Python 'Lets Me See The Forest'

beliavsky@aol.com beliavsky at 127.0.0.1
Fri Jun 4 13:28:51 EDT 2004


klachemin at home.com (Kamilche) wrote:
>Man, I've been banging my head against a C program for a while now.
>I'm embarrassed to admit how long. I really want to use Python, as I
>mentioned in a prior post, but the speed hit is such that I'll
>probably use it only for prototyping.
>
>But boy, development sure is fast in Python! Today, while playing with
>it, I thought of a better way to arrange my data, that makes the
>program more flexible. It's a good enough idea to warrant redoing my
>code (even my C code) to take advantage of it. When I went to write up
>the pseudocode to process the new method, I found myself naturally
>using Python.
>
>C is just so... detail oriented. By the time I set up the data
>structures, do the string manipulation and memory management, I can
>hardly remember what it was I was initially trying to accomplish, much
>less think of a better way to do it!

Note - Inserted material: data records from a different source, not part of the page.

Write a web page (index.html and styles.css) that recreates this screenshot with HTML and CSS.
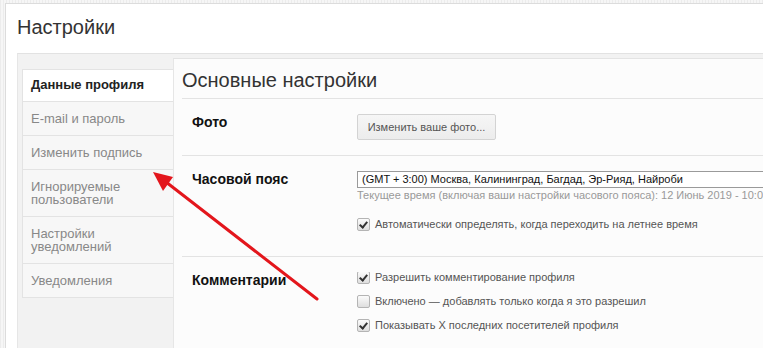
FILE: index.html
```html
<!DOCTYPE html>
<html lang="ru">
<head>
    <meta charset="UTF-8">
    <title>Настройки</title>
    <link rel="stylesheet" href="styles.css">
</head>
<body>
    <div class="frame">
        <h1 class="page-title">Настройки</h1>

        <div class="settings">
            <ul class="tabs">
                <li class="active">Данные профиля</li>
                <li>E-mail и пароль</li>
                <li>Изменить подпись</li>
                <li>Игнорируемые пользователи</li>
                <li>Настройки уведомлений</li>
                <li>Уведомления</li>
            </ul>

            <div class="main">
                <h2 class="section-title">Основные настройки</h2>

                <div class="row">
                    <div class="label">Фото</div>
                    <div class="controls">
                        <button class="btn">Изменить ваше фото...</button>
                    </div>
                </div>

                <div class="row row-tz">
                    <div class="label">Часовой пояс</div>
                    <div class="controls">
                        <div class="select">(GMT + 3:00) Москва, Калининград, Багдад, Эр-Рияд, Найроби</div>
                        <div class="hint">Текущее время (включая ваши настройки часового пояса): 12 Июнь 2019 - 10:05</div>
                        <div class="checks">
                            <div class="check"><span class="box on"></span>Автоматически определять, когда переходить на летнее время</div>
                        </div>
                    </div>
                </div>

                <div class="row row-comments">
                    <div class="label">Комментарии</div>
                    <div class="controls">
                        <div class="checks">
                            <div class="check"><span class="box on"></span>Разрешить комментирование профиля</div>
                            <div class="check"><span class="box"></span>Включено — добавлять только когда я это разрешил</div>
                            <div class="check"><span class="box on"></span>Показывать X последних посетителей профиля</div>
                        </div>
                    </div>
                </div>
            </div>
        </div>
    </div>

    <!-- red pointer drawn on top of the screenshot -->
    <svg class="arrow" width="763" height="348" viewBox="0 0 763 348">
        <line x1="317" y1="299" x2="166" y2="182" stroke="#e3161c" stroke-width="3" stroke-linecap="round"/>
        <polygon points="153,172 173,177 163,191" fill="#e3161c"/>
    </svg>
</body>
</html>
```

FILE: styles.css
```css
html, body {
    height: 100%;
    overflow: hidden;
}
body {
    margin: 0;
    padding: 0;
    font-family: "Liberation Sans", Arial, sans-serif;
    background-color: #f6f6f6;
    background-image: repeating-linear-gradient(90deg, #ececec 0, #ececec 1px, transparent 1px, transparent 3px);
}
.frame {
    box-sizing: border-box;
    display: flex;
    flex-direction: column;
    margin: 3px 0 0 5px;
    width: calc(100% - 5px);
    height: calc(100% - 3px);
    overflow: hidden;
    background: #fff;
    border-top: 1px solid #dcdcdc;
    border-left: 1px solid #dcdcdc;
    padding-left: 11px;
}
.page-title {
    margin: 0;
    padding-top: 11px;
    margin-bottom: 14px;
    font-size: 20px;
    line-height: 24px;
    font-weight: normal;
    color: #333;
}
.settings {
    flex: 1;
    display: flex;
    align-items: stretch;
    min-height: 0;
    background: #f2f2f2;
    border-top: 1px solid #e2e2e2;
    border-left: 1px solid #e6e6e6;
    padding-top: 4px;
}
.tabs {
    list-style: none;
    margin: 11px 0 0 4px;
    padding: 0;
    width: 150px;
    flex-shrink: 0;
    align-self: flex-start;
    border-top: 1px solid #e3e3e3;
    border-left: 1px solid #e3e3e3;
}
.tabs li {
    background: #f7f7f7;
    color: #888;
    font-size: 13px;
    line-height: 13px;
    padding: 10px 8px 10px 8px;
    border-bottom: 1px solid #e3e3e3;
}
.tabs li.active {
    background: #fff;
    color: #222;
    font-weight: bold;
}
.tabs li:first-child {
    padding-top: 8px;
}
.main {
    flex: 1;
    min-width: 0;
    overflow: hidden;
    background: #fcfcfc;
    border-top: 1px solid #e3e3e3;
    border-left: 1px solid #e6e6e6;
    padding-left: 8px;
}
.section-title {
    margin: 0;
    padding: 9px 0 6px 0;
    font-size: 20px;
    line-height: 24px;
    font-weight: normal;
    color: #333;
    border-bottom: 1px solid #e3e3e3;
}
.row {
    display: flex;
    padding: 15px 0 15px 10px;
    border-bottom: 1px solid #e3e3e3;
}
.label {
    width: 165px;
    flex-shrink: 0;
    font-size: 14px;
    line-height: 16px;
    font-weight: bold;
    color: #111;
}
.controls {
    flex: 1;
    min-width: 0;
    overflow: hidden;
}
.btn {
    display: block;
    width: 139px;
    height: 26px;
    padding: 0;
    font-family: inherit;
    font-size: 11px;
    color: #555;
    background: linear-gradient(#f6f6f6, #ececec);
    border: 1px solid #d3d3d3;
    border-radius: 2px;
}
.select {
    height: 15px;
    line-height: 15px;
    border: 1px solid #9a9a9a;
    border-right: 0;
    background: #fff;
    padding: 0 4px;
    font-size: 11px;
    color: #111;
    white-space: nowrap;
}
.hint {
    font-size: 11px;
    line-height: 14px;
    color: #999;
    white-space: nowrap;
}
.row-tz .checks {
    margin: 10px 0 5px 0;
}
.row-comments .checks {
    margin-top: -7px;
}
.check {
    display: flex;
    align-items: center;
    height: 24px;
    font-size: 11px;
    color: #555;
    white-space: nowrap;
}
.box {
    width: 11px;
    height: 11px;
    margin-right: 5px;
    border: 1px solid #b4b4b4;
    border-radius: 2px;
    background: linear-gradient(#fbfbfb, #dedede);
    position: relative;
}
.box.on::after {
    content: "";
    position: absolute;
    left: 3px;
    top: 1px;
    width: 3px;
    height: 6px;
    border: solid #333;
    border-width: 0 2px 2px 0;
    transform: rotate(40deg);
}
.arrow {
    position: absolute;
    left: 0;
    top: 0;
    pointer-events: none;
}
```
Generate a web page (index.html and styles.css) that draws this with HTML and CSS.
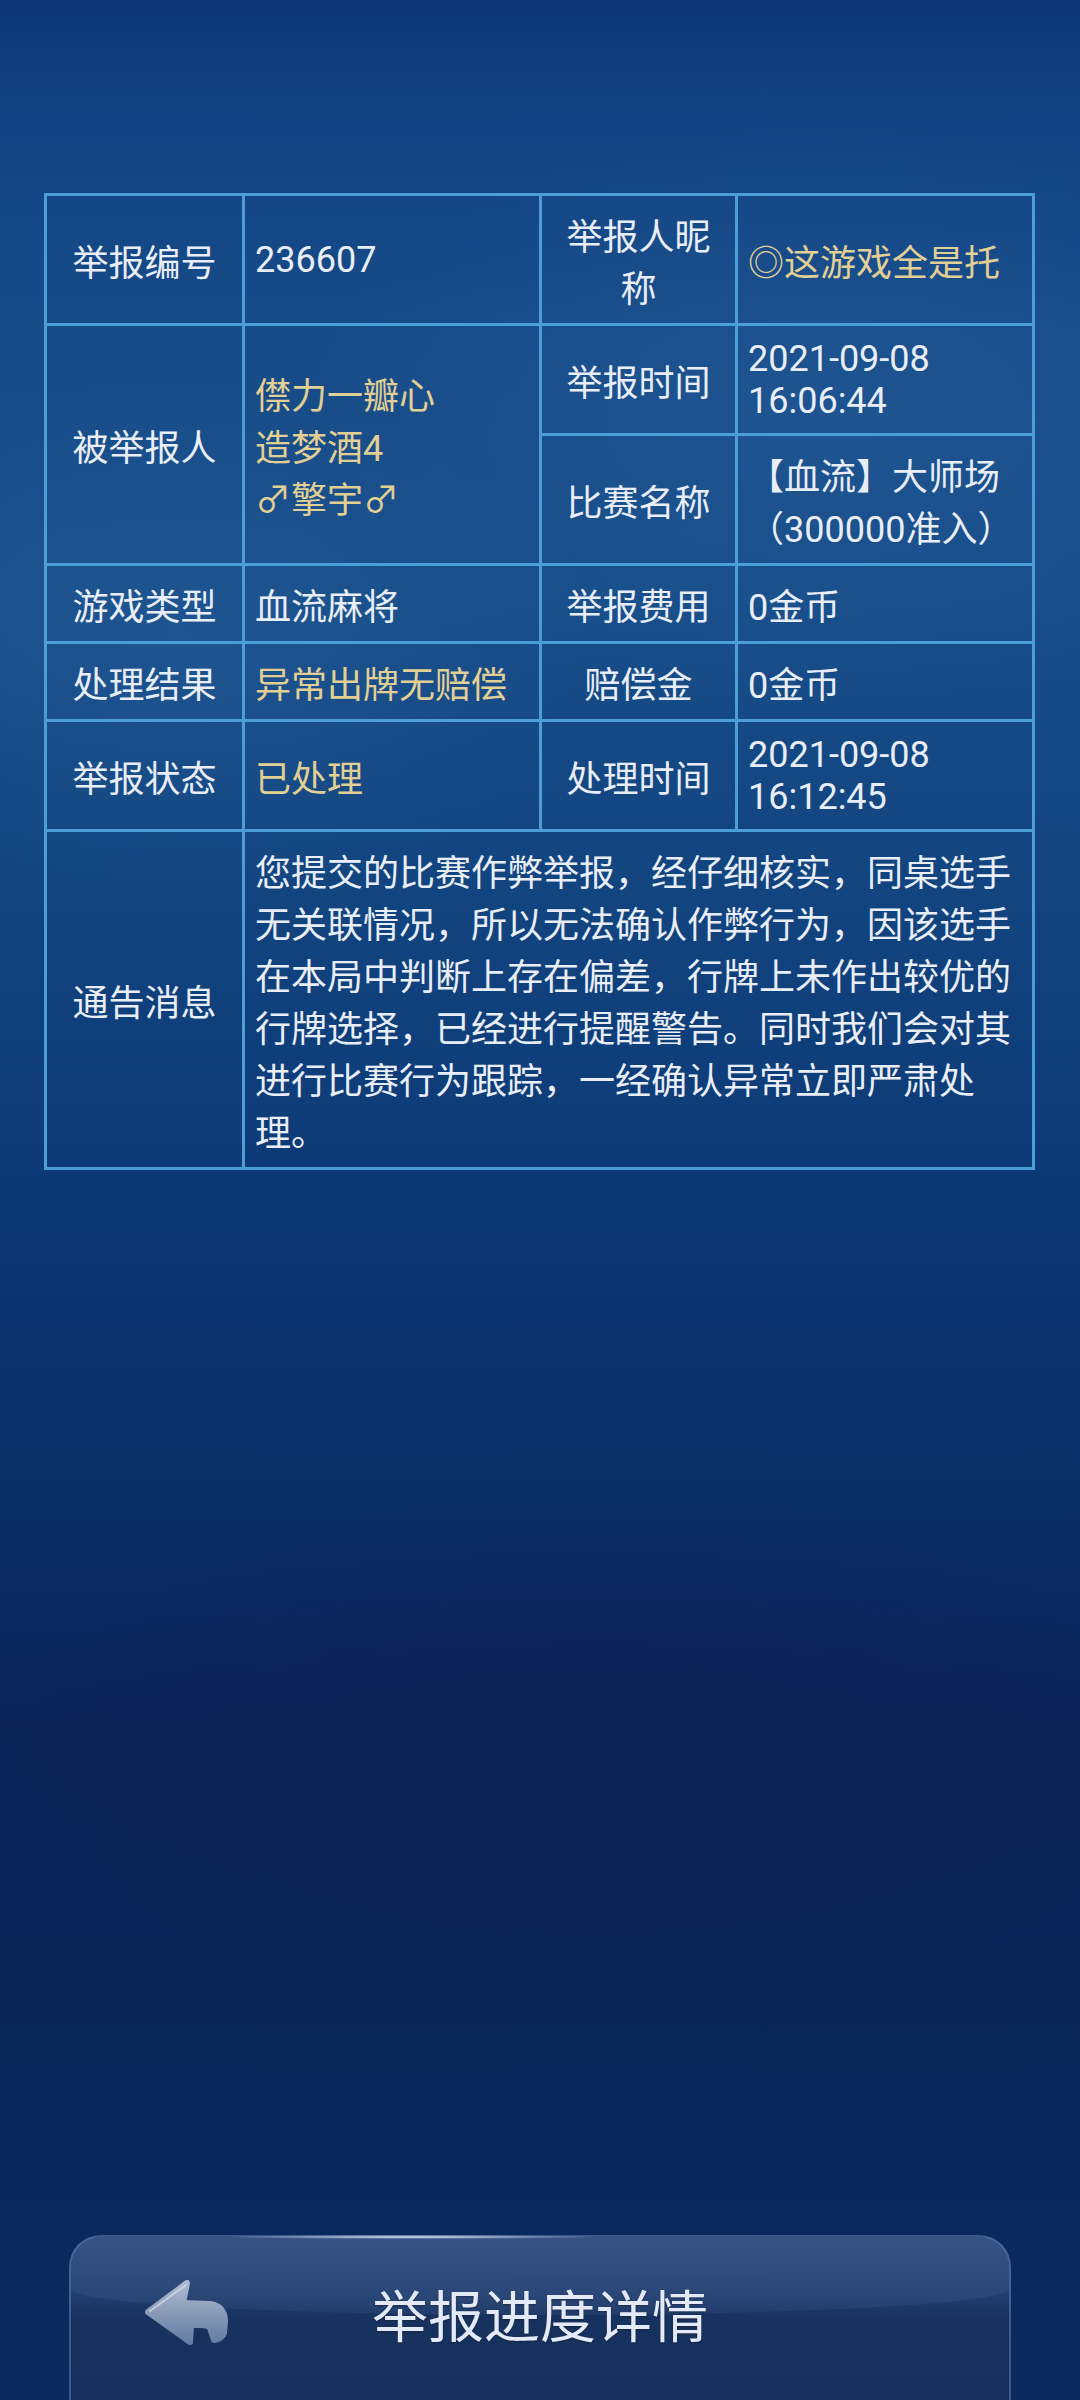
FILE: index.html
```html
<!DOCTYPE html>
<html lang="zh-CN">
<head>
<meta charset="utf-8">
<title>举报进度详情</title>
<link rel="stylesheet" href="styles.css">
</head>
<body>
<div class="page">
  <div class="report">
    <div class="cell label">举报编号</div>
    <div class="cell value"><div>236607</div></div>
    <div class="cell label"><div>举报人昵称</div></div>
    <div class="cell value gold"><div>◎这游戏全是托</div></div>

    <div class="cell label span-row">被举报人</div>
    <div class="cell value gold span-row"><div>僸力一瓣心<br>造梦酒4<br>♂擎宇♂</div></div>
    <div class="cell label">举报时间</div>
    <div class="cell value"><div>2021-09-08 16:06:44</div></div>

    <div class="cell label">比赛名称</div>
    <div class="cell value"><div>【血流】大师场（300000准入）</div></div>

    <div class="cell label">游戏类型</div>
    <div class="cell value"><div>血流麻将</div></div>
    <div class="cell label">举报费用</div>
    <div class="cell value"><div>0金币</div></div>

    <div class="cell label">处理结果</div>
    <div class="cell value gold"><div>异常出牌无赔偿</div></div>
    <div class="cell label">赔偿金</div>
    <div class="cell value"><div>0金币</div></div>

    <div class="cell label">举报状态</div>
    <div class="cell value gold"><div>已处理</div></div>
    <div class="cell label">处理时间</div>
    <div class="cell value"><div>2021-09-08 16:12:45</div></div>

    <div class="cell label">通告消息</div>
    <div class="cell value span-cols"><div>您提交的比赛作弊举报，经仔细核实，同桌选手无关联情况，所以无法确认作弊行为，因该选手在本局中判断上存在偏差，行牌上未作出较优的行牌选择，已经进行提醒警告。同时我们会对其进行比赛行为跟踪，一经确认异常立即严肃处理。</div></div>
  </div>

  <div class="back-bar">
    <svg class="back-icon" width="90" height="75" viewBox="0 0 90 75" aria-hidden="true">
      <defs>
        <linearGradient id="arrowFill" x1="0" y1="0" x2="0" y2="1">
          <stop offset="0" stop-color="#b9c6da"/>
          <stop offset="0.45" stop-color="#9aaac4"/>
          <stop offset="1" stop-color="#6f86ad"/>
        </linearGradient>
      </defs>
      <path d="M8,37 L47,8 L43,28 L70,29 Q85,31 85,47 L84,58 Q82,64 74,65 L70,53 Q68,50 61,50 L51,50 L50,67 Z"
            fill="url(#arrowFill)" stroke="url(#arrowFill)" stroke-width="6" stroke-linejoin="round" opacity="0.9"/>
      <path d="M10,36 L46,10" stroke="#dfe7f3" stroke-width="2" stroke-linecap="round" opacity="0.6" fill="none"/>
    </svg>
    <div class="bar-title">举报进度详情</div>
    <div class="bar-spacer"></div>
  </div>
</div>
</body>
</html>
```

FILE: styles.css
```css
* {
  box-sizing: border-box;
}

html, body {
  margin: 0;
  padding: 0;
}

body {
  font-family: Roboto, "Noto Sans CJK SC", sans-serif;
  background: #0b2a5d;
}

.page {
  width: 1080px;
  height: 2400px;
  overflow: hidden;
  display: flex;
  flex-direction: column;
  background:
    radial-gradient(ellipse 420px 260px at 180px 640px, rgba(70, 130, 190, 0.16), rgba(70, 130, 190, 0) 100%),
    radial-gradient(ellipse 520px 300px at 820px 420px, rgba(80, 140, 200, 0.12), rgba(80, 140, 200, 0) 100%),
    radial-gradient(ellipse 600px 260px at 600px 1750px, rgba(20, 20, 70, 0.25), rgba(20, 20, 70, 0) 100%),
    linear-gradient(180deg,
      #0d3777 0px,
      #124281 120px,
      #174c89 330px,
      #174d89 600px,
      #12447f 900px,
      #0d3b77 1150px,
      #0a3470 1300px,
      #0a2d65 1500px,
      #0b2559 1720px,
      #0a2659 1950px,
      #0a2a5d 2400px);
}

/* ---------- report table ---------- */
.report {
  margin: 193px 0 0 44px;
  width: 991px;
  display: grid;
  grid-template-columns: 198px 297px 196px 297px;
  border-top: 3px solid #4c9ed6;
  border-left: 3px solid #4c9ed6;
  font-size: 36px;
  line-height: normal;
}

.cell {
  border-right: 3px solid #4c9ed6;
  border-bottom: 3px solid #4c9ed6;
  padding: 12px 10px 11px;
  display: flex;
  align-items: center;
  color: #e9eef6;
}

.label {
  justify-content: center;
  text-align: center;
}

.value {
  justify-content: flex-start;
  text-align: left;
}

.gold {
  color: #e2cf94;
}

.span-row {
  grid-row: span 2;
}

.span-cols {
  grid-column: span 3;
}

/* ---------- bottom bar ---------- */
.back-bar {
  position: relative;
  margin: auto 69px -60px;
  height: 225px;
  border: 2px solid rgba(125, 155, 205, 0.38);
  border-bottom: none;
  border-radius: 32px 32px 0 0;
  background: linear-gradient(180deg, #2a4677 0px, #203d6e 60px, #18325f 80px, #15305e 100%);
  display: grid;
  grid-template-columns: 1fr auto 1fr;
  align-items: center;
  align-content: start;
  padding-top: 38px;
}

.back-bar::before {
  content: "";
  position: absolute;
  left: 0;
  right: 0;
  top: 0;
  height: 78px;
  border-radius: 30px 30px 50% 50% / 30px 30px 26px 26px;
  background: linear-gradient(180deg, rgba(130, 160, 210, 0.14), rgba(130, 160, 210, 0.08));
  pointer-events: none;
}

.back-bar::after {
  content: "";
  position: absolute;
  top: -2px;
  left: 150px;
  width: 380px;
  height: 4px;
  background: radial-gradient(ellipse 50% 50% at 50% 50%, rgba(225, 238, 255, 0.95), rgba(225, 238, 255, 0) 100%);
  pointer-events: none;
}

.back-icon {
  justify-self: start;
  margin-left: 69px;
  position: relative;
  z-index: 1;
  display: block;
}

.bar-title {
  font-family: "Noto Sans CJK SC", sans-serif;
  font-size: 56px;
  line-height: 1;
  color: #e4eaf5;
  position: relative;
  z-index: 1;
  text-shadow: 0 1px 2px rgba(0, 0, 0, 0.3);
}
```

Maybe I'm just getting old... but
>Python just fits my idea of 'mental pseudocode' so well, it's hard to
>resist using it. Dictionaries ARE an underutilized concept in DP, and
>I was using them up the yin yang, even in my C program. Python meshes
>well with my programming style.
>
>--Kamilche

I am no C++ expert, to put it mildly, but couldn't some of your problems
have been solved by using C++ instead of C? C++ has data structures like
vectors, lists, and maps, with many algorithms in the STL to work with them.
Using references to pass arguments, one can avoid low-level pointers in many
cases. C++ strings are easier to use the C char's. There are templated classes
to replicate some of the functionality of Python's Numeric/Numarray or Fortran
90/95 arrays. C is more of a low-level systems language than an application
programming language -- comparing it to Python seems unfair to me, when the
choice of C++ exists. 

For strictly numerical tasks Fortran 95 is in my experience both more readable
than Python (because of variable declarations and the ability to define constants)
AND much faster. You do not have to suffer Python's performance hit to program
in a clean, high-level language.

(I like Python, but there is so much pro-Python propaganda in this newsgroup
that some anti-Python messages may be a healthy corrective.)